Later an older version of Degaton appears, calling himself Prime Degaton, who seems to have been present during the earlier plans of Per Degaton. He tells his younger self that by combining all of his infinite selves across the time lines, he will become omnipotent, but that will require his younger selves to cease to exist. When the Justice Society make Monument Point their new base, he appears with greater power over time and battles them, warning Jesse Quick about the fallen god D'arken.

===DC Rebirth===
In 2016, DC Comics implemented a relaunch of its books called DC Rebirth, which restored its continuity to a form much as it was prior to The New 52 reboot. Per Degaton appears as a member of the Cabal alongside Amazo, Doctor Psycho, Hugo Strange, Queen Bee, and Teel. Degaton also appears as a member of the Injustice Society in flashbacks to the 1940s.
In "The New Golden Age", Huntress and her makeshift Justice Society encounter Per Degaton. Degaton murders Power Girl, Solomon Grundy, Gentleman Ghost, Harlequin's Son, Icicle, Mist, and Red Lantern until Catwoman arrives and buys Huntress time to escape to an earlier time period and save the Justice Society. Degaton arrives with various versions of himself throughout time as they attack Huntress, the JSA, Madame Xanadu, Deadman, Detective Chimp, and Batman. Doctor Fate manages to trap Degaton inside the snow globe that contains the Flashpoint reality.

==Powers and abilities==
Per Degaton is skilled at armed combat and hand-to-hand combat. He is also a skilled tactician, possesses genius-level intellect, can become intangible, and is seemingly immortal.

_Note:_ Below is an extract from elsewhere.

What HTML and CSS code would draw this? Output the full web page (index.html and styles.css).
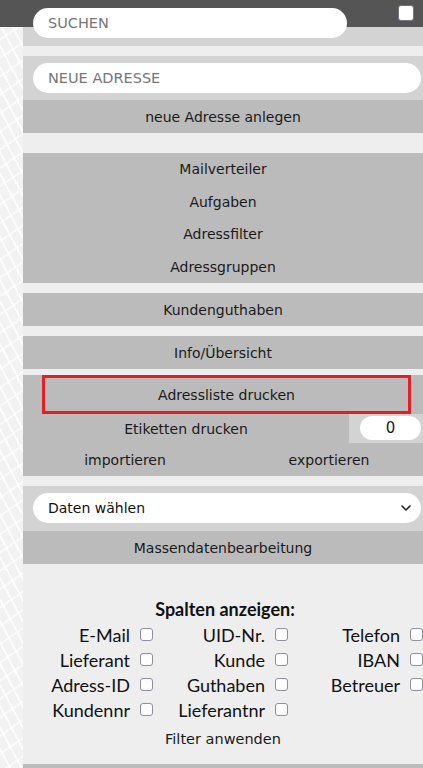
FILE: index.html
```html
<!DOCTYPE html>
<html lang="de">
<head>
<meta charset="utf-8">
<title>Adressen</title>
<link rel="stylesheet" href="styles.css">
</head>
<body>
<div class="panel">
  <div class="search-row">
    <input class="pill search" type="text" placeholder="SUCHEN">
    <span class="top-check"></span>
  </div>

  <div class="new-section">
    <input class="pill wide" type="text" placeholder="NEUE ADRESSE">
  </div>
  <div class="btn">neue Adresse anlegen</div>

  <div class="group gap20">
    <div class="item">Mailverteiler</div>
    <div class="item">Aufgaben</div>
    <div class="item">Adressfilter</div>
    <div class="item">Adressgruppen</div>
  </div>

  <div class="btn gap10">Kundenguthaben</div>
  <div class="btn gap10">Info/Übersicht</div>

  <div class="print-section">
    <div class="btn-red">Adressliste drucken</div>
    <div class="label-row">
      <div class="label-cell">Etiketten drucken</div>
      <div class="count-cell"><div class="count">0</div></div>
    </div>
    <div class="io-row">
      <div class="io-left">importieren</div>
      <div class="io-right">exportieren</div>
    </div>
  </div>

  <div class="select-section">
    <div class="select-wrap">
      <select class="pill-select">
        <option>Daten wählen</option>
      </select>
      <svg class="chev" width="10" height="6" viewBox="0 0 10 6"><path d="M1 1 L5 5 L9 1" fill="none" stroke="#222" stroke-width="1.6" stroke-linecap="round" stroke-linejoin="round"/></svg>
    </div>
  </div>
  <div class="btn">Massendatenbearbeitung</div>

  <div class="columns">
    <div class="col-title">Spalten anzeigen:</div>
    <div class="col-grid">
      <label class="cell">E-Mail <input type="checkbox"></label>
      <label class="cell">UID-Nr. <input type="checkbox"></label>
      <label class="cell">Telefon <input type="checkbox"></label>
      <label class="cell">Lieferant <input type="checkbox"></label>
      <label class="cell">Kunde <input type="checkbox"></label>
      <label class="cell">IBAN <input type="checkbox"></label>
      <label class="cell">Adress-ID <input type="checkbox"></label>
      <label class="cell">Guthaben <input type="checkbox"></label>
      <label class="cell">Betreuer <input type="checkbox"></label>
      <label class="cell">Kundennr <input type="checkbox"></label>
      <label class="cell">Lieferantnr <input type="checkbox"></label>
    </div>
    <div class="filter">Filter anwenden</div>
  </div>
  <div class="bottom-bar"></div>
</div>
</body>
</html>
```

FILE: styles.css
```css
html, body {
  margin: 0;
  padding: 0;
}
body {
  width: 423px;
  height: 768px;
  overflow: hidden;
  font-family: "DejaVu Sans", Verdana, sans-serif;
  font-size: 14px;
  color: #1a1a1a;
  background:
    linear-gradient(#555555 0, #555555 27px, transparent 27px),
    repeating-linear-gradient(62deg, transparent 0, transparent 8px, rgba(255,255,255,0.75) 8px, rgba(255,255,255,0.75) 10px),
    repeating-linear-gradient(-35deg, transparent 0, transparent 13px, rgba(255,255,255,0.6) 13px, rgba(255,255,255,0.6) 15px),
    #f2f2f2;
}
.panel {
  margin-left: 23px;
  background: #eeeeee;
  min-height: 768px;
}
.search-row {
  height: 46px;
  box-sizing: border-box;
  padding: 8px 9px 0 10px;
  display: flex;
  justify-content: space-between;
  align-items: flex-start;
  background: linear-gradient(#555555 0, #555555 27px, #d3d3d3 27px);
}
.pill {
  height: 30px;
  border: none;
  border-radius: 15px;
  background: #ffffff;
  box-sizing: border-box;
  padding: 0 15px;
  font-family: "DejaVu Sans", Verdana, sans-serif;
  font-size: 14.5px;
  color: #222;
  outline: none;
}
.pill::placeholder {
  color: #767676;
}
.search {
  width: 314px;
}
.top-check {
  width: 16px;
  height: 16px;
  box-sizing: border-box;
  margin-top: -3px;
  background: #fff;
  border: 1px solid #77728a;
  border-radius: 3px;
}
.new-section {
  margin-top: 10px;
  background: #d3d3d3;
  padding: 7px 2px 7px 10px;
}
.wide {
  width: 100%;
  display: block;
}
.btn {
  height: 33px;
  background: #bbbbbb;
  display: flex;
  align-items: center;
  justify-content: center;
}
.gap10 {
  margin-top: 10px;
}
.gap20 {
  margin-top: 20px;
}
.group {
  background: #bbbbbb;
}
.item {
  height: 32.5px;
  display: flex;
  align-items: center;
  justify-content: center;
}
.print-section {
  margin-top: 6px;
  background: #bbbbbb;
}
.btn-red {
  height: 39px;
  box-sizing: border-box;
  margin: 0 12px 0 19px;
  border: 3px solid #e31f23;
  display: flex;
  align-items: center;
  justify-content: center;
}
.label-row {
  display: flex;
  height: 29px;
}
.label-cell {
  flex: 1;
  display: flex;
  align-items: center;
  justify-content: center;
}
.count-cell {
  width: 74px;
  box-sizing: border-box;
  background: #d3d3d3;
  padding: 2px 2px 2px 11px;
}
.count {
  height: 24px;
  border-radius: 12px;
  background: #fff;
  display: flex;
  align-items: center;
  justify-content: center;
  font-size: 15px;
}
.io-row {
  height: 33px;
  display: grid;
  grid-template-columns: 204px 1fr;
  align-items: center;
}
.io-left {
  text-align: center;
}
.io-right {
  text-align: center;
  padding-left: 8px;
}
.select-section {
  margin-top: 10px;
  background: #d3d3d3;
  padding: 7px 2px 8px 10px;
}
.select-wrap {
  position: relative;
}
.pill-select {
  display: block;
  width: 100%;
  height: 30px;
  -webkit-appearance: none;
  appearance: none;
  border: none;
  border-radius: 15px;
  background: #fff;
  padding: 0 15px;
  font-family: "DejaVu Sans", Verdana, sans-serif;
  font-size: 14px;
  color: #111;
  outline: none;
}
.chev {
  position: absolute;
  right: 10px;
  top: 12px;
  pointer-events: none;
}
.columns {
  padding: 33px 0 12px 0;
  font-family: Lato, "Liberation Sans", sans-serif;
  font-size: 18px;
  color: #111;
}
.col-title {
  font-weight: 700;
  text-align: center;
  line-height: 25px;
  height: 25px;
  padding-left: 4px;
}
.col-grid {
  margin-left: -5px;
  display: grid;
  grid-template-columns: repeat(3, 135px);
  grid-auto-rows: 25px;
}
.cell {
  display: flex;
  justify-content: flex-end;
  align-items: center;
  gap: 10px;
  white-space: nowrap;
}
.cell input {
  -webkit-appearance: none;
  appearance: none;
  width: 13px;
  height: 13px;
  margin: 0;
  box-sizing: border-box;
  border: 1px solid #8f8f9d;
  border-radius: 3px;
  background: #fdfdfd;
  flex: none;
}
.filter {
  margin-top: 5px;
  height: 25px;
  line-height: 25px;
  text-align: center;
  font-family: "DejaVu Sans", Verdana, sans-serif;
  font-size: 14.5px;
  color: #1a1a1a;
}
.bottom-bar {
  height: 10px;
  background: #bbbbbb;
}
```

Per Degaton possesses a limited "Time Vision", allowing him to know what will happen in the near future. He is out of phase with normal time, which renders him intangible. Hourman's tachyon-filled hourglass has been shown to blur his time vision and allow anyone possessing it to hit Degaton. He is also aware of changes to the timestream and has made mention of remembering events from before Crisis on Infinite Earths.

===Equipment===
Per Degaton travels on a "time disc", a machine that allows him to travel through time as well as having fail-safes to return time to normal should his plans fail. He also uses smaller time discs which can speed up metabolism by variable amounts.

==In other media==
- Per Degaton appears in the Batman: The Brave and the Bold episode "The Golden Age of Justice!", voiced by Clancy Brown. This version participated in World War II, but vanished into an antimatter dimension while attempting to use the damaged Spear of Destiny. In the present, Degaton is revived by his assistant Professor Zee before being transformed into an old man by the Spear's power.
- Per Degaton appears in Legends of Tomorrow, portrayed by Cory Grüter-Andrew as a child and an uncredited actor as an adult. This version is from Kasnia in 2147 and a pupil of Vandal Savage who is stated to eventually become a dictator after Savage destroyed the world with the "Armageddon" virus, for which Degaton was blamed. Amidst the Legends' attempts to avert this future, Degaton murders his father and begins his reign early until he is betrayed and killed by Savage.
- Per Degaton appears as a character summon in Scribblenauts Unmasked: A DC Comics Adventure.